Sunday, September 9, 2012
Fittingly, I'm a little tipsy while writing my first post! (You have to taste the cocktail before you write about it, right?) I figured the inaugural entry should be a 'local libation' - a drink I consumed in my new home of San Francisco - because living in this cocktail-obsessed city is a big part of what inspired me to start this blog. So last night I went to NOPA in the Western Addition (known for their local, seasonal California fare), sat at one of the communal tables and requested a light, refreshing beverage.
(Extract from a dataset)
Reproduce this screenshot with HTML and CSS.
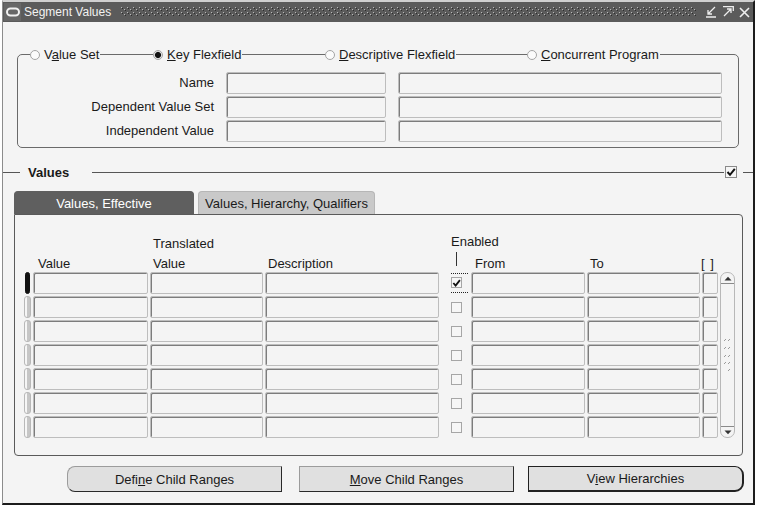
FILE: index.html
```html
<!DOCTYPE html>
<html lang="en">
<head>
    <meta charset="UTF-8">
    <title>Segment Values</title>
    <link rel="stylesheet" href="styles.css">
</head>
<body>
<div class="window">
    <!-- title bar -->
    <div class="titlebar">
        <span class="title-icon">
            <svg width="16" height="16" viewBox="0 0 16 16"><rect x="2" y="4.5" width="12" height="7" rx="3.5" fill="none" stroke="#f0f0f0" stroke-width="2"/></svg>
        </span>
        <span class="title-text">Segment Values</span>
        <svg class="title-dots" height="10">
            <defs>
                <pattern id="dots" width="6" height="5" patternUnits="userSpaceOnUse">
                    <rect x="0" y="0" width="1" height="1" fill="#b8b8b8"/>
                    <rect x="1" y="1" width="1" height="1" fill="#2e2e2e"/>
                    <rect x="3" y="2" width="1" height="1" fill="#b8b8b8"/>
                    <rect x="4" y="3" width="1" height="1" fill="#2e2e2e"/>
                </pattern>
            </defs>
            <rect width="100%" height="100%" fill="url(#dots)"/>
        </svg>
        <span class="title-btns">
            <svg width="12" height="12" viewBox="0 0 12 12"><path d="M10 1 L3 8 M3 4 L3 8 L7 8 M1 11 L11 11" stroke="#eee" stroke-width="1.3" fill="none"/></svg>
            <svg width="12" height="12" viewBox="0 0 12 12"><path d="M2 10 L9 3 M5 3 L9 3 L9 7 M1 0.7 L11.3 0.7 L11.3 5" stroke="#eee" stroke-width="1.3" fill="none"/></svg>
            <svg width="11" height="11" viewBox="0 0 11 11"><path d="M1 1 L10 10 M10 1 L1 10" stroke="#eee" stroke-width="1.6" fill="none"/></svg>
        </span>
    </div>

    <!-- flexfield frame -->
    <div class="frame">
        <div class="radio-row">
            <div class="radio-item w1"><span class="radio"><i class="circle"></i><span>V<u>a</u>lue Set</span></span></div>
            <div class="radio-item w2"><span class="radio"><i class="circle on"></i><span><u>K</u>ey Flexfield</span></span></div>
            <div class="radio-item w3"><span class="radio"><i class="circle"></i><span><u>D</u>escriptive Flexfield</span></span></div>
            <div class="radio-item"><span class="radio"><i class="circle"></i><span><u>C</u>oncurrent Program</span></span></div>
        </div>
        <div class="field-grid">
            <span class="label">Name</span><div class="fld"></div><div class="fld"></div>
            <span class="label">Dependent Value Set</span><div class="fld"></div><div class="fld"></div>
            <span class="label">Independent Value</span><div class="fld"></div><div class="fld"></div>
        </div>
    </div>

    <!-- values section -->
    <div class="section-head">
        <span class="rule lead"></span>
        <span class="section-title">Values</span>
        <span class="rule grow"></span>
        <span class="cb head-cb"><svg width="10" height="10" viewBox="0 0 10 10"><path d="M1.5 5 L4 7.8 L8.8 1.8" stroke="#111" stroke-width="2" fill="none"/></svg></span>
        <span class="rule tail"></span>
    </div>

    <div class="tabs">
        <div class="tab active">Values, Effective</div>
        <div class="tab">Values, Hierarchy, Qualifiers</div>
    </div>

    <div class="panel">
        <div class="thead">
            <span class="h c2 r1">Translated</span>
            <span class="h-enabled">Enabled<i class="tick"></i></span>
            <span class="h c1 r2">Value</span>
            <span class="h c2 r2">Value</span>
            <span class="h c3 r2">Description</span>
            <span class="h c6 r2">From</span>
            <span class="h c7 r2">To</span>
            <span class="h c8 r2 brackets">[ ]</span>
        </div>

        <div class="rows">
            <div class="vscroll">
                <div class="sb-up"><svg width="8" height="5" viewBox="0 0 8 5"><path d="M0.5 4.5 L4 0.8 L7.5 4.5 Z" fill="#333"/></svg></div>
                <svg class="grip" width="9" height="36" viewBox="0 0 9 36">
                    <g stroke="#9a9a9a" stroke-width="1">
                        <path d="M1 4 L3 2 M5 4 L7 2"/>
                        <path d="M1 12 L3 10 M5 12 L7 10"/>
                        <path d="M1 20 L3 18 M5 20 L7 18"/>
                        <path d="M1 27 L3 25 M5 27 L7 25"/>
                        <path d="M5 34 L7 32"/>
                    </g>
                </svg>
                <div class="sb-down"><svg width="8" height="5" viewBox="0 0 8 5"><path d="M0.5 0.5 L4 4.2 L7.5 0.5 Z" fill="#333"/></svg></div>
            </div>

            <div class="ind current"></div><div class="fld"></div><div class="fld"></div><div class="fld"></div>
            <div class="chk"><span class="focus"><span class="cb"><svg width="10" height="10" viewBox="0 0 10 10"><path d="M1.5 5 L4 7.8 L8.8 1.8" stroke="#111" stroke-width="2" fill="none"/></svg></span></span></div>
            <div class="fld"></div><div class="fld"></div><div class="fld"></div>

            <div class="ind"></div><div class="fld"></div><div class="fld"></div><div class="fld"></div>
            <div class="chk"><span class="cb"></span></div><div class="fld"></div><div class="fld"></div><div class="fld"></div>

            <div class="ind"></div><div class="fld"></div><div class="fld"></div><div class="fld"></div>
            <div class="chk"><span class="cb"></span></div><div class="fld"></div><div class="fld"></div><div class="fld"></div>

            <div class="ind"></div><div class="fld"></div><div class="fld"></div><div class="fld"></div>
            <div class="chk"><span class="cb"></span></div><div class="fld"></div><div class="fld"></div><div class="fld"></div>

            <div class="ind"></div><div class="fld"></div><div class="fld"></div><div class="fld"></div>
            <div class="chk"><span class="cb"></span></div><div class="fld"></div><div class="fld"></div><div class="fld"></div>

            <div class="ind"></div><div class="fld"></div><div class="fld"></div><div class="fld"></div>
            <div class="chk"><span class="cb"></span></div><div class="fld"></div><div class="fld"></div><div class="fld"></div>

            <div class="ind"></div><div class="fld"></div><div class="fld"></div><div class="fld"></div>
            <div class="chk"><span class="cb"></span></div><div class="fld"></div><div class="fld"></div><div class="fld"></div>
        </div>
    </div>

    <!-- buttons -->
    <div class="buttons">
        <button class="btn first">Defi<u>n</u>e Child Ranges</button>
        <button class="btn middle"><u>M</u>ove Child Ranges</button>
        <button class="btn default">V<u>i</u>ew Hierarchies</button>
    </div>
</div>
</body>
</html>
```

FILE: styles.css
```css
/* reset */
* {
    margin: 0;
    padding: 0;
    box-sizing: border-box;
}

body {
    background: #fff;
    font-family: "Liberation Sans", Arial, sans-serif;
    font-size: 13px;
    color: #1a1a1a;
}

/* window */
.window {
    margin-left: 2px;
    width: 753px;
    background: #f4f4f4;
    border-top: 2px solid #d0d0d0;
    border-left: 1px solid #8c8c8c;
    border-right: 2px solid #1c1c1c;
    border-bottom: 2px solid #1c1c1c;
}

.titlebar {
    display: flex;
    align-items: center;
    height: 20px;
    background: #5b5b5b;
}

.title-icon {
    display: flex;
    width: 17px;
    height: 18px;
    margin-left: 1px;
    align-items: center;
    justify-content: center;
    background: #676767;
}

.title-text {
    margin-left: 3px;
    font-size: 12px;
    color: #f2f2f2;
}

.title-dots {
    flex: 1;
    margin: 0 8px 0 10px;
}

.title-btns {
    display: flex;
    align-items: center;
    gap: 5px;
    padding-right: 3px;
}

/* flexfield frame */
.frame {
    margin: 32px 14px 0;
    padding-bottom: 5px;
    border: 1px solid #6a6a6a;
    border-radius: 5px;
}

.radio-row {
    display: flex;
    height: 15px;
    margin-top: -8px;
    padding-left: 12px;
    line-height: 15px;
}

.radio-item.w1 { width: 123px; }
.radio-item.w2 { width: 172px; }
.radio-item.w3 { width: 202px; }

.radio {
    display: inline-flex;
    align-items: center;
    gap: 4px;
    padding-right: 1px;
    background: #f4f4f4;
    white-space: nowrap;
}

.circle {
    width: 10px;
    height: 10px;
    border: 1px solid #a4a4a4;
    border-radius: 50%;
    background: #fbfbfb;
}

.circle.on {
    background: radial-gradient(circle, #111 0 2.6px, #9a9a9a 3.2px, #e8e8e8 3.6px);
}

.field-grid {
    display: grid;
    grid-template-columns: 196px 160px 324px;
    grid-auto-rows: 22px;
    column-gap: 12px;
    row-gap: 2px;
    margin-top: 10px;
}

.label {
    text-align: right;
    line-height: 22px;
}

.fld {
    border: 1px solid #bdbdbd;
    border-radius: 2px;
    background: #f4f4f4;
    box-shadow: inset 1px 1px 0 #7c7c7c;
}

/* values section header */
.section-head {
    display: flex;
    align-items: center;
    height: 16px;
    margin-top: 16px;
}

.rule {
    height: 1px;
    background: #555;
}

.rule.lead { width: 17px; }
.rule.grow { flex: 1; margin-left: 23px; }
.rule.tail { width: 10px; margin-left: 6px; }

.section-title {
    margin-left: 8px;
    font-weight: bold;
}

.cb {
    display: flex;
    align-items: center;
    justify-content: center;
    width: 11px;
    height: 11px;
    border: 1px solid #a6a6a6;
    background: #f6f6f6;
}

.head-cb {
    width: 12px;
    height: 12px;
    margin-left: 1px;
    border-color: #8a8a8a;
}

/* tabs */
.tabs {
    display: flex;
    gap: 4px;
    margin: 11px 0 0 11px;
}

.tab {
    width: 177px;
    height: 23px;
    line-height: 23px;
    text-align: center;
    background: #c9c9c9;
    border: 1px solid #b6b6b6;
    border-bottom: none;
    border-radius: 4px 4px 0 0;
}

.tab.active {
    width: 180px;
    background: #5f5f5f;
    border-color: #5f5f5f;
    color: #fff;
}

.panel {
    margin: 0 10px 0 11px;
    padding: 21px 0 17px 9px;
    border: 1px solid #5a5a5a;
    border-radius: 0 4px 4px 4px;
}

/* table */
.thead,
.rows {
    display: grid;
    grid-template-columns: 7px 115px 113px 174px 28px 114px 113px 16px 15px;
    column-gap: 2px;
}

.thead {
    grid-template-rows: 20px 16px;
    line-height: 16px;
}

.h {
    padding-left: 4px;
    white-space: nowrap;
}

.r1 { grid-row: 1; }
.r2 { grid-row: 2; }
.c1 { grid-column: 2; padding-left: 5px; }
.c2 { grid-column: 3; padding-left: 3px; }
.c3 { grid-column: 4; padding-left: 3px; }
.c6 { grid-column: 6; }
.c7 { grid-column: 7; padding-left: 3px; }
.c8 { grid-column: 8; }

.brackets {
    padding-left: 0;
    margin-left: -1px;
    word-spacing: 2px;
}

.h-enabled {
    grid-column: 5;
    grid-row: 1 / span 2;
    margin-top: -2px;
    padding-left: 10px;
    white-space: nowrap;
}

.tick {
    display: block;
    width: 1px;
    height: 14px;
    margin: 2px 0 0 5px;
    background: #333;
}

.rows {
    grid-auto-rows: 22px;
    row-gap: 2px;
}

.ind {
    border: 1px solid #b8b8b8;
    border-radius: 3px;
    background: linear-gradient(to right, #f6f6f6 0 45%, #c6c6c6 45%);
}

.ind.current {
    margin: 0 1px;
    border-color: #111;
    background: #111;
}

.chk {
    display: flex;
    align-items: center;
    padding-left: 10px;
}

.focus {
    display: block;
    padding: 3px 6px 4px 0;
    border-top: 1px dotted #222;
    border-bottom: 1px dotted #222;
}

.vscroll {
    grid-column: 9;
    grid-row: 1 / span 7;
    display: flex;
    flex-direction: column;
    justify-content: space-between;
    align-items: center;
    border: 1px solid #b8b8b8;
    border-radius: 7px;
}

.sb-up,
.sb-down {
    display: flex;
    align-items: center;
    justify-content: center;
    width: 100%;
    height: 11px;
}

.sb-up { border-bottom: 1px solid #8a8a8a; }
.sb-down { border-top: 1px solid #8a8a8a; }

/* buttons */
.buttons {
    display: flex;
    padding: 10px 0 11px 64px;
}

.btn {
    width: 215px;
    height: 26px;
    font: inherit;
    color: #1a1a1a;
    background: #e0e0e0;
    border: 1px solid #9c9c9c;
    border-right-color: #2a2a2a;
    border-bottom-color: #2a2a2a;
}

.btn.first {
    border-radius: 8px 0 0 8px;
}

.btn.middle {
    margin-left: 17px;
}

.btn.default {
    width: 216px;
    margin-left: 14px;
    border: 1px solid #222;
    border-right-width: 2px;
    border-bottom-width: 2px;
    border-radius: 0 9px 9px 0;
}
```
The waiter served up one Southside - traditionally made with gin, he subbed in vodka for me (I am not a big gin drinker but I am going to make more of an effort to embrace the liquor- ever to excel!)
A little backstory on the cocktail itself: It is rumored to have been born in prohibition-era Chicago where South Side gangsters invented it to mask the taste of the bootleg gin they were selling. Another camp claims it was created at Jack and Charley's speakeasy in New York City (which later became the '21' Club). A recent Wall Street Journal article did its best to debunk those origin stories and claimed the Southside was spawned at the super exclusive Southside Sportsman Club on Long Island.
My take? It doesn't strike me as a particularly snooty drink. Besides, it's delicious - and just the kind of crisp, light cocktail you crave during these dwindling days of summer. Here's how to make it:
Muddle a handful of mint leaves in the bottom of a shaker.
*I will be blogging about tools and techniques in future posts so stay tuned!
Add ice, around two ounces of vodka (I used Hangar One, which - in typical Cali style - is a 'farm to bottle' handmade liquor), one ounce of simple syrup (1/2 sugar, half warm water, shake it up), one ounce of freshly squeezed lemon juice.
Shake, strain and pour into a martini glass or a 'stem glass', which is what I used. Just check your teeth for mint slivers that may have slipped through the strainer before you flash a big smile. Cheers!